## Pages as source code
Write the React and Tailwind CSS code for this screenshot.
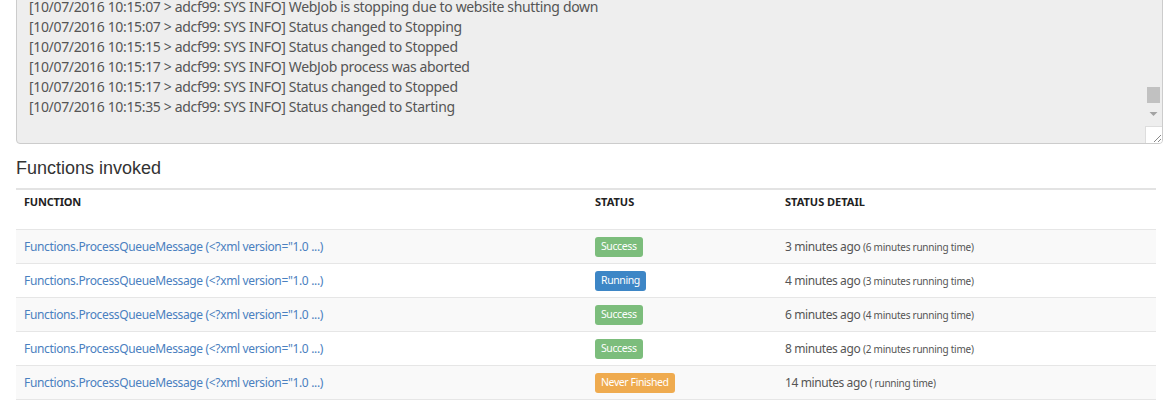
import React from "react";

const logLines = [
  "[10/07/2016 10:15:07 > adcf99: SYS INFO] WebJob is stopping due to website shutting down",
  "[10/07/2016 10:15:07 > adcf99: SYS INFO] Status changed to Stopping",
  "[10/07/2016 10:15:15 > adcf99: SYS INFO] Status changed to Stopped",
  "[10/07/2016 10:15:17 > adcf99: SYS INFO] WebJob process was aborted",
  "[10/07/2016 10:15:17 > adcf99: SYS INFO] Status changed to Stopped",
  "[10/07/2016 10:15:35 > adcf99: SYS INFO] Status changed to Starting",
];

const rows = [
  { status: "Success", ago: "3 minutes ago", run: "(6 minutes running time)" },
  { status: "Running", ago: "4 minutes ago", run: "(3 minutes running time)" },
  { status: "Success", ago: "6 minutes ago", run: "(4 minutes running time)" },
  { status: "Success", ago: "8 minutes ago", run: "(2 minutes running time)" },
  { status: "Never Finished", ago: "14 minutes ago", run: "( running time)" },
];

const badgeClass = {
  Success: "bg-[#7cbd7c]",
  Running: "bg-[#3d86c6]",
  "Never Finished": "bg-[#efab4f]",
};

const StatusBadge = ({ status }) => (
  <span
    className={`flex h-[20px] items-center rounded-[3px] px-[6px] text-[10.5px] tracking-[-0.4px] text-white ${badgeClass[status]}`}
  >
    {status}
  </span>
);

const App = () => {
  return (
    <div
      className="h-[404px] w-[1174px] overflow-hidden bg-white px-4"
      style={{ fontFamily: "'Noto Sans', 'Open Sans', sans-serif" }}
    >
      {/* log box */}
      <div className="relative -mt-[10px] h-[154px] w-[1147px] overflow-hidden rounded-[4px] border border-[#cccccc] bg-[#eeeeee]">
        <div className="flex flex-col pl-3 pt-[6px] text-[14px] leading-[20px] tracking-[-0.34px] text-[#555555]">
          {logLines.map((line, i) => (
            <div key={i} className="whitespace-nowrap">
              {line}
            </div>
          ))}
        </div>
        {/* scrollbar */}
        <div className="absolute right-0 top-0 flex h-full w-[17px] flex-col items-center justify-end">
          <div className="mb-[8px] h-[16px] w-[13px] bg-[#c1c1c1]" />
          <svg width="9" height="6" viewBox="0 0 9 6" className="mb-[9px]">
            <path d="M0.5 1 L8.5 1 L4.5 5 Z" fill="#a3a3a3" />
          </svg>
          <div className="relative h-[17px] w-[17px] border-l border-t border-[#dddddd] bg-white">
            <svg width="17" height="17" viewBox="0 0 17 17" className="absolute left-0 top-0">
              <path d="M15 8 L8 15 M15 12 L12 15" stroke="#888" strokeWidth="1" />
            </svg>
          </div>
        </div>
      </div>

      <h3
        className="mt-[14px] text-[18px] leading-[20px] text-[#333333]"
        style={{ fontFamily: "'Liberation Sans', Arial, sans-serif" }}
      >
        Functions invoked
      </h3>

      <table className="mt-[10px] w-[1140px] border-collapse">
        <thead>
          <tr className="border-t-2 border-[#e3e3e3]">
            <th className="w-[571px] px-2 pb-[21px] pt-[5px] text-left text-[11px] font-bold leading-[13px] tracking-[-0.2px] text-[#222222]">
              FUNCTION
            </th>
            <th className="w-[190px] px-2 pb-[21px] pt-[5px] text-left text-[11px] font-bold leading-[13px] text-[#222222]">
              STATUS
            </th>
            <th className="px-2 pb-[21px] pt-[5px] text-left text-[11px] font-bold leading-[13px] text-[#222222]">
              STATUS DETAIL
            </th>
          </tr>
        </thead>
        <tbody>
          {rows.map((row, i) => (
            <tr
              key={i}
              className={`h-[34px] border-t border-[#e6e6e6] ${i % 2 === 0 ? "bg-[#f9f9f9]" : "bg-white"} ${i === rows.length - 1 ? "border-b" : ""}`}
            >
              <td className="px-2 align-middle text-[12px] tracking-[-0.35px] text-[#4a80c0]">
                Functions.ProcessQueueMessage (&lt;?xml version="1.0 ...)
              </td>
              <td className="px-2 align-middle">
                <div className="flex">
                  <StatusBadge status={row.status} />
                </div>
              </td>
              <td className="px-2 align-middle text-[12px] tracking-[-0.4px] text-[#555555]">
                {row.ago}{" "}
                <span className="text-[10px] tracking-[-0.25px]">{row.run}</span>
              </td>
            </tr>
          ))}
        </tbody>
      </table>
    </div>
  );
};

export default App;
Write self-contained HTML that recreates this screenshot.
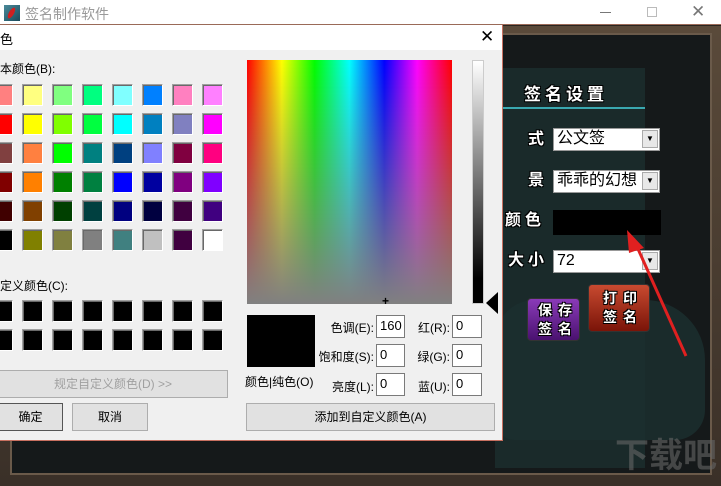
<!DOCTYPE html>
<html><head><meta charset="utf-8"><style>
*{margin:0;padding:0;box-sizing:border-box}
html,body{width:721px;height:486px;overflow:hidden}
body{position:relative;background:#2a2520;font-family:"Liberation Sans","Noto Sans CJK SC",sans-serif;font-size:12px;color:#000}
.a{position:absolute;white-space:nowrap}
.sw{position:absolute;width:21px;height:22px;border:1px solid #a0a0a0;border-right-color:#fff;border-bottom-color:#fff;box-shadow:inset 1px 1px 0 #696969}
.btn{position:absolute;background:#e1e1e1;border:1px solid #adadad;text-align:center;line-height:26px;font-size:12px;white-space:nowrap}
.inp{position:absolute;background:#fff;border:1px solid #7a7a7a;padding-left:3px;line-height:20px;font-size:13px}
.lab{position:absolute;font-size:12px;text-align:right;white-space:nowrap}
.wt{position:absolute;color:#fff;font-weight:bold;font-size:16px;line-height:18px;text-shadow:1px 1px 0 #000,-1px -1px 0 #000,1px -1px 0 #000,-1px 1px 0 #000;letter-spacing:4px;white-space:nowrap}
.cb{position:absolute;background:#fff;border:1px solid #999;font-size:16px;line-height:20px;padding-left:3px;white-space:nowrap}
.cb i{position:absolute;right:1px;top:1px;width:16px;height:18px;background:#e8e8e8;border:1px solid #aaa;font-style:normal;font-size:8px;text-align:center;line-height:16px}
</style></head><body>
<div class="a" style="left:0;top:0;width:721px;height:25px;background:#fff;border-bottom:1px solid #9a6a58"></div>
<div class="a" style="left:4px;top:5px;width:16px;height:16px;background:linear-gradient(135deg,#4a8a9a,#1a4a5a)"><div class="a" style="left:5px;top:2px;width:5px;height:12px;background:#d02020;transform:rotate(30deg);border-radius:50%"></div></div>
<div class="a" style="left:25px;top:4px;color:#999;font-size:14px">签名制作软件</div>
<div class="a" style="left:600px;top:12px;width:11px;height:1px;background:#777"></div>
<div class="a" style="left:647px;top:7px;width:10px;height:10px;border:1px solid #bbb"></div>
<div class="a" style="left:691px;top:2px;color:#777;font-size:17px">✕</div>
<div class="a" style="left:0;top:26px;width:721px;height:460px;background:linear-gradient(#5a4a3a,#3a3028);"></div>
<div class="a" style="left:10px;top:33px;width:702px;height:442px;background:#15191a;border:2px solid #6a5a4a"></div>
<div class="a" style="left:495px;top:68px;width:150px;height:400px;background:#1c2e2e;opacity:.8"></div>
<div class="a" style="left:495px;top:300px;width:210px;height:140px;background:#1c3030;border-radius:40px 60px 30px 20px;opacity:.8"></div>
<div class="wt" style="left:524px;top:86px;font-size:17px">签名设置</div>
<div class="a" style="left:500px;top:107px;width:145px;height:2px;background:#3aa8b0"></div>
<div class="wt" style="left:528px;top:131px">式</div>
<div class="cb" style="left:553px;top:128px;width:107px;height:23px">公文签<i>▼</i></div>
<div class="wt" style="left:528px;top:172px">景</div>
<div class="cb" style="left:553px;top:170px;width:107px;height:23px">乖乖的幻想<i>▼</i></div>
<div class="wt" style="left:505px;top:212px">颜色</div>
<div class="a" style="left:553px;top:210px;width:108px;height:25px;background:#000"></div>
<div class="wt" style="left:508px;top:252px">大小</div>
<div class="cb" style="left:553px;top:250px;width:107px;height:23px">72<i>▼</i></div>
<div class="a" style="left:527px;top:298px;width:53px;height:43px;background:linear-gradient(#8a3ab8,#4a1270);border-radius:4px;border:1px solid #333"></div>
<div class="wt" style="left:538px;top:301px;font-size:14px;letter-spacing:6px;line-height:19px">保存<br>签名</div>
<div class="a" style="left:588px;top:284px;width:62px;height:48px;background:linear-gradient(#c84a30,#7a1408);border-radius:4px;border:1px solid #333"></div>
<div class="wt" style="left:603px;top:289px;font-size:14px;letter-spacing:6px;line-height:19px">打印<br>签名</div>
<div class="a" style="left:615px;top:438px;color:#666;font-size:34px;line-height:36px;font-weight:bold;opacity:.6">下载吧</div>
<svg class="a" style="left:0;top:0" width="721" height="486"><line x1="686" y1="356" x2="634" y2="240" stroke="#e02020" stroke-width="3"/><polygon points="627,230 644,248 629,253" fill="#e02020"/></svg>
<div class="a" style="left:0;top:25px;width:503px;height:416px;background:#f0f0f0;border-right:1px solid #c87060;border-bottom:1px solid #c87060"></div>
<div class="a" style="left:0;top:25px;width:502px;height:25px;background:#fff"></div>
<div class="a" style="left:0;top:29px;font-size:13px">色</div>
<div class="a" style="left:480px;top:27px;font-size:17px">✕</div>
<div class="a" style="left:0;top:60px;font-size:12px">本颜色(B):</div>
<div class="a" style="left:0;top:277px;font-size:12px">定义颜色(C):</div>
<div id="g"></div>
<div class="btn" style="left:-2px;top:370px;width:230px;height:28px;color:#a0a0a0">规定自定义颜色(D) &gt;&gt;</div>
<div class="btn" style="left:-2px;top:403px;width:65px;height:28px;border:1px solid #555;line-height:26px">确定</div>
<div class="btn" style="left:72px;top:403px;width:76px;height:28px">取消</div>
<div class="a" style="left:247px;top:60px;width:205px;height:244px;background:linear-gradient(rgba(128,128,128,0),#808080),linear-gradient(90deg,#f00,#ff0 17%,#0f0 33%,#0ff 50%,#00f 67%,#f0f 83%,#f00)"></div>
<div class="a" style="left:382px;top:294px;font-size:12px;font-weight:bold">+</div>
<div class="a" style="left:472px;top:60px;width:12px;height:244px;background:linear-gradient(#fff,#000 90%);border:1px solid #ccc"></div>
<div class="a" style="left:486px;top:292px;width:0;height:0;border-top:11px solid transparent;border-bottom:11px solid transparent;border-right:12px solid #000"></div>
<div class="a" style="left:247px;top:315px;width:68px;height:52px;background:#000"></div>
<div class="a" style="left:245px;top:373px">颜色|纯色(O)</div>
<div class="lab" style="left:316px;top:319px;width:58px">色调(E):</div>
<div class="lab" style="left:312px;top:348px;width:62px">饱和度(S):</div>
<div class="lab" style="left:316px;top:378px;width:58px">亮度(L):</div>
<div class="inp" style="left:376px;top:315px;width:29px;height:23px">160</div>
<div class="inp" style="left:376px;top:344px;width:29px;height:23px">0</div>
<div class="inp" style="left:376px;top:373px;width:29px;height:23px">0</div>
<div class="lab" style="left:408px;top:319px;width:42px">红(R):</div>
<div class="lab" style="left:408px;top:348px;width:42px">绿(G):</div>
<div class="lab" style="left:408px;top:378px;width:42px">蓝(U):</div>
<div class="inp" style="left:452px;top:315px;width:30px;height:23px">0</div>
<div class="inp" style="left:452px;top:344px;width:30px;height:23px">0</div>
<div class="inp" style="left:452px;top:373px;width:30px;height:23px">0</div>
<div class="btn" style="left:246px;top:403px;width:249px;height:28px">添加到自定义颜色(A)</div>
<script>
var c=[["#ff8080","#ffff80","#80ff80","#00ff80","#80ffff","#0080ff","#ff80c0","#ff80ff"],
["#ff0000","#ffff00","#80ff00","#00ff40","#00ffff","#0080c0","#8080c0","#ff00ff"],
["#804040","#ff8040","#00ff00","#008080","#004080","#8080ff","#800040","#ff0080"],
["#800000","#ff8000","#008000","#008040","#0000ff","#0000a0","#800080","#8000ff"],
["#400000","#804000","#004000","#004040","#000080","#000040","#400040","#400080"],
["#000000","#808000","#808040","#808080","#408080","#c0c0c0","#400040","#ffffff"]];
var h="";
for(var r=0;r<6;r++)for(var k=0;k<8;k++)h+='<div class="sw" style="left:'+(-8+k*30)+'px;top:'+(84+r*29)+'px;background:'+c[r][k]+'"></div>';
for(var r=0;r<2;r++)for(var k=0;k<8;k++)h+='<div class="sw" style="left:'+(-8+k*30)+'px;top:'+(300+r*29)+'px;background:#000"></div>';
document.getElementById("g").innerHTML=h;
</script>
</body></html>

## GOAL
Respond with nothing but the number of lines in the entries that contain the string "Write".

## OUTPUT BELOW
2